Great golden digger wasp is native to the Americas and show a fascinating nesting behaviour. Al-Rajab Photo
If you observed huge, coloured wasps digging in ground around your property, they wouldn’t attack you despite their alarming look.
The great golden digger wasp (Sphex ichneumoneus) is a solitary insect native to the Western Hemisphere, from Canada to South America. Their season in Ontario is from June to October. Adult wasps measure 15 to 27 mm, and males are slightly smaller than females. They owe their name to the short golden hairs that cover the thorax and head. They have a narrow waist and a bi-coloured abdomen, black antennae and orange or golden-brown wings.
These wasps may spend an optimal amount of time in the pre-digging search behaviour and that frequency-dependent selection may be an important factor in the choice of nesting sites. Wasps are not active unless temperatures are high, and they are less active during cloudy weather.
Wasps dig their own burrows, but they often have to abandon these burrows because of temporary unsuitability. Numerous scientific studies covered the fascinating nesting behaviour of digging wasps. After mating in spring, females will dig into loose soil and create a nest. The nests are multicellular with a cylindrical principal tunnel (15 mm wide and 150 mm deep), and secondary tunnels reach to cells. The cells are broader than the tunnels and parallel to the soil.

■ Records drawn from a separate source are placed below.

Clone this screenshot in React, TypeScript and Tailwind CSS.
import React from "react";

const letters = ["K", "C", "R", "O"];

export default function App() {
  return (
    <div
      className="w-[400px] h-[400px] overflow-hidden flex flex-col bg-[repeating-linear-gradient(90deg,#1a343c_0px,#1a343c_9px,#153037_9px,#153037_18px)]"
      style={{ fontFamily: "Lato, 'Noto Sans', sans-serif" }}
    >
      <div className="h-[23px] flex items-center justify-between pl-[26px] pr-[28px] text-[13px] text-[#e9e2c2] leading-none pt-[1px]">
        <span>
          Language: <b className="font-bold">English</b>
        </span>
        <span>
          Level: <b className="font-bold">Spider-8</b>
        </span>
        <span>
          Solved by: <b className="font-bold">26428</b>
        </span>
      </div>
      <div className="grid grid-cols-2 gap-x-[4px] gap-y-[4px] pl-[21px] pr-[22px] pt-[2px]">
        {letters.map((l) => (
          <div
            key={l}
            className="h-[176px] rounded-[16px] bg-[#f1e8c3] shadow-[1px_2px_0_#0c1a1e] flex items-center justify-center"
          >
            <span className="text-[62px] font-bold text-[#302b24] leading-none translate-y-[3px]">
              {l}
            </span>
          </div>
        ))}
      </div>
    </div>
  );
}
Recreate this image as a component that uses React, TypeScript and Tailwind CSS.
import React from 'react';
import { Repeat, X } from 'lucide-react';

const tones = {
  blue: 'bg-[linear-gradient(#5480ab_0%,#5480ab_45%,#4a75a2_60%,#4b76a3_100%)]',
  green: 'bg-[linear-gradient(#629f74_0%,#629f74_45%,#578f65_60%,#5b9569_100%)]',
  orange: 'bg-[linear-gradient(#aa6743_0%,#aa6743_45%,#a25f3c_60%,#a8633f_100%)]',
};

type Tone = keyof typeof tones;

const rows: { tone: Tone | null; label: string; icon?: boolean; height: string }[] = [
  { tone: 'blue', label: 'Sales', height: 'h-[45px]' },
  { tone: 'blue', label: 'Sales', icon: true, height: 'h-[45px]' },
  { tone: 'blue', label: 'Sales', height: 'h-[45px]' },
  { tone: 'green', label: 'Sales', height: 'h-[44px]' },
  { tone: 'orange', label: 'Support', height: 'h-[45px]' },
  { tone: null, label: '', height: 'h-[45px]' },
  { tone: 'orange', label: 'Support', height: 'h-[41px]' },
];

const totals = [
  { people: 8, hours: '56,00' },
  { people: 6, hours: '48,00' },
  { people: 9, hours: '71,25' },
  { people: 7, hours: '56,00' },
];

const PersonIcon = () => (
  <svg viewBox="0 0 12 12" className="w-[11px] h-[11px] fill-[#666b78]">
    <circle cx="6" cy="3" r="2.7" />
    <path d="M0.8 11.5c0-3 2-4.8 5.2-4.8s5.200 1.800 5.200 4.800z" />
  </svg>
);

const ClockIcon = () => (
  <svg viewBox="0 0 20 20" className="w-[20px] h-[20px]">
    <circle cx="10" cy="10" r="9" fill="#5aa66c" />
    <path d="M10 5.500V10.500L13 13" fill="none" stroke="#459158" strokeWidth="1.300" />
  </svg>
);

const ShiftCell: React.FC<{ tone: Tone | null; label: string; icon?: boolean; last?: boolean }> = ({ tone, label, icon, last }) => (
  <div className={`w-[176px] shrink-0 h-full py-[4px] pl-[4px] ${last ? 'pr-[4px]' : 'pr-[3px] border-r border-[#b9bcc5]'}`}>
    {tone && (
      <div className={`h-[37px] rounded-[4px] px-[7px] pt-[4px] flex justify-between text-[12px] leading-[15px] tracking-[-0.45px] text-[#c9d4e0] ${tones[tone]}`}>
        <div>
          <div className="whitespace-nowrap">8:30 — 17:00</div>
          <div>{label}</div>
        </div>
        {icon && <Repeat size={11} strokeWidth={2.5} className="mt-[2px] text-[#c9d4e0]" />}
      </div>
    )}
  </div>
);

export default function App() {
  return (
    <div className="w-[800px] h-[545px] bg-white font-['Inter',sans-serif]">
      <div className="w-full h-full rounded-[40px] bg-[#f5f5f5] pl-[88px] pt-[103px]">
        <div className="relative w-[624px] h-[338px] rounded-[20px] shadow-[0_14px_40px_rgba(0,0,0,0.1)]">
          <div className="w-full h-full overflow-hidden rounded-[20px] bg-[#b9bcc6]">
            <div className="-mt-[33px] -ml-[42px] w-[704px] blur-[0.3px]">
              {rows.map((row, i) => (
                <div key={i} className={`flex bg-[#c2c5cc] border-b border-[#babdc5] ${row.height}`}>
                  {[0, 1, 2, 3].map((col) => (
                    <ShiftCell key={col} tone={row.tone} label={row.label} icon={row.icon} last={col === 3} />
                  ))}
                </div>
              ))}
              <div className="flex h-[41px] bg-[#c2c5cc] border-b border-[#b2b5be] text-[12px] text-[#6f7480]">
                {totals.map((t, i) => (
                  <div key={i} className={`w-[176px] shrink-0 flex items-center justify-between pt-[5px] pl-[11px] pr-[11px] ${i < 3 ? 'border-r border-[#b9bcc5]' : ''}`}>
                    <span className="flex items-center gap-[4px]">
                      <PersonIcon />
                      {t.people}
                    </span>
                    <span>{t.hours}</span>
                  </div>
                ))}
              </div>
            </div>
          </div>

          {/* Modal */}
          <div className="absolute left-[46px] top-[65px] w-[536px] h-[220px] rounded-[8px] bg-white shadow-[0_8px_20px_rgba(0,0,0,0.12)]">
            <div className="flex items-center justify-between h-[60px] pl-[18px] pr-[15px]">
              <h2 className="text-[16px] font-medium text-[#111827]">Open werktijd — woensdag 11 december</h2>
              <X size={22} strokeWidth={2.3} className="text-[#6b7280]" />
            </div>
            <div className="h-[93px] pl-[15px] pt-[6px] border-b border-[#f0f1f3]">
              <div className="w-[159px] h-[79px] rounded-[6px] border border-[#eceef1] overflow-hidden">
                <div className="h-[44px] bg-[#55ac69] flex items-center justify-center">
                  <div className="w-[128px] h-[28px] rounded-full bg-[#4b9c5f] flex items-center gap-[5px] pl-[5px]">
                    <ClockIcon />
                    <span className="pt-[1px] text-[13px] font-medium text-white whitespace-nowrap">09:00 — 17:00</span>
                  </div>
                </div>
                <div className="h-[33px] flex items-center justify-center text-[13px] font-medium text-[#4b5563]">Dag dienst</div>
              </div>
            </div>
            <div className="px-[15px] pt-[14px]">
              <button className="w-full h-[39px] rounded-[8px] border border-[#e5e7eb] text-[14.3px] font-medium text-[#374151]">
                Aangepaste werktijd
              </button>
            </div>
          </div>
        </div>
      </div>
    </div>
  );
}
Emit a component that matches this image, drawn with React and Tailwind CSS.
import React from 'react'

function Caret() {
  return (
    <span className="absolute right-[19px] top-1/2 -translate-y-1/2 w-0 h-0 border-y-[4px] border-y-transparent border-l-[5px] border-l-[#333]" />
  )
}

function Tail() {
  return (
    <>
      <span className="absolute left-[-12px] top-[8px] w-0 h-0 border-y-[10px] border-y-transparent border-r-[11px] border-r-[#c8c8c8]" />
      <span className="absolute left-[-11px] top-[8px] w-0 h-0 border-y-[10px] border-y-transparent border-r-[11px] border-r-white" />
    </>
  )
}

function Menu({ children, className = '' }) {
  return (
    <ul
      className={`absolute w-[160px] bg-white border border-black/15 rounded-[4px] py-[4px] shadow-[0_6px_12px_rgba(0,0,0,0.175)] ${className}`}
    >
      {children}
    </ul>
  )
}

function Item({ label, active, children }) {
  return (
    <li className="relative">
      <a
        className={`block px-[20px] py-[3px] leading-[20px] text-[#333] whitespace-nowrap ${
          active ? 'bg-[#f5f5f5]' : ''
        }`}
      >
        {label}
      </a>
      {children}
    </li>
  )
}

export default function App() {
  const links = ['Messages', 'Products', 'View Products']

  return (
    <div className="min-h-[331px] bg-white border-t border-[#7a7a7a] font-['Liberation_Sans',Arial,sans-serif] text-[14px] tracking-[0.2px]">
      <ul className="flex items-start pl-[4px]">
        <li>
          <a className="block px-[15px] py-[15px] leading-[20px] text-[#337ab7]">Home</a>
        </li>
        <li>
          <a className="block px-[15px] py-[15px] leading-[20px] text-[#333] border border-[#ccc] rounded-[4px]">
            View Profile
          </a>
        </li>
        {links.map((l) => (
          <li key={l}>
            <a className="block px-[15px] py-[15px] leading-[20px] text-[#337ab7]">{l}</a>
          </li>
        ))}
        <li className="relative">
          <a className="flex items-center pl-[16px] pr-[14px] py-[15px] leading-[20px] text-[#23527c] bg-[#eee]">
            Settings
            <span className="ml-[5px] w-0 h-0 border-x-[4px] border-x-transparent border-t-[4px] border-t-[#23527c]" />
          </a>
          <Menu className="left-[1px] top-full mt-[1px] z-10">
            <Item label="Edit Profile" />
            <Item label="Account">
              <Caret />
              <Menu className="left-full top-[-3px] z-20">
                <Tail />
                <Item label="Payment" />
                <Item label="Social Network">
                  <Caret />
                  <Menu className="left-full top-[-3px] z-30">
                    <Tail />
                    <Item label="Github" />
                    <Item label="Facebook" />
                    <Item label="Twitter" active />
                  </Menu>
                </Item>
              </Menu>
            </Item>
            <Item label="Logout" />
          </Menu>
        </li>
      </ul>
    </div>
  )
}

A female will track small insects and sting them to paralyze, but not to kill them, they remain able to eliminate faces and slightly moving their antennas and mouthparts. The female carries the prey in flight to the nest. The female lays an egg on each prey, when the larva emerges from the egg, it feeds on the insect left for it by the female. There is only one generation a year. Unlike other wasps, she does not actively defend her nest.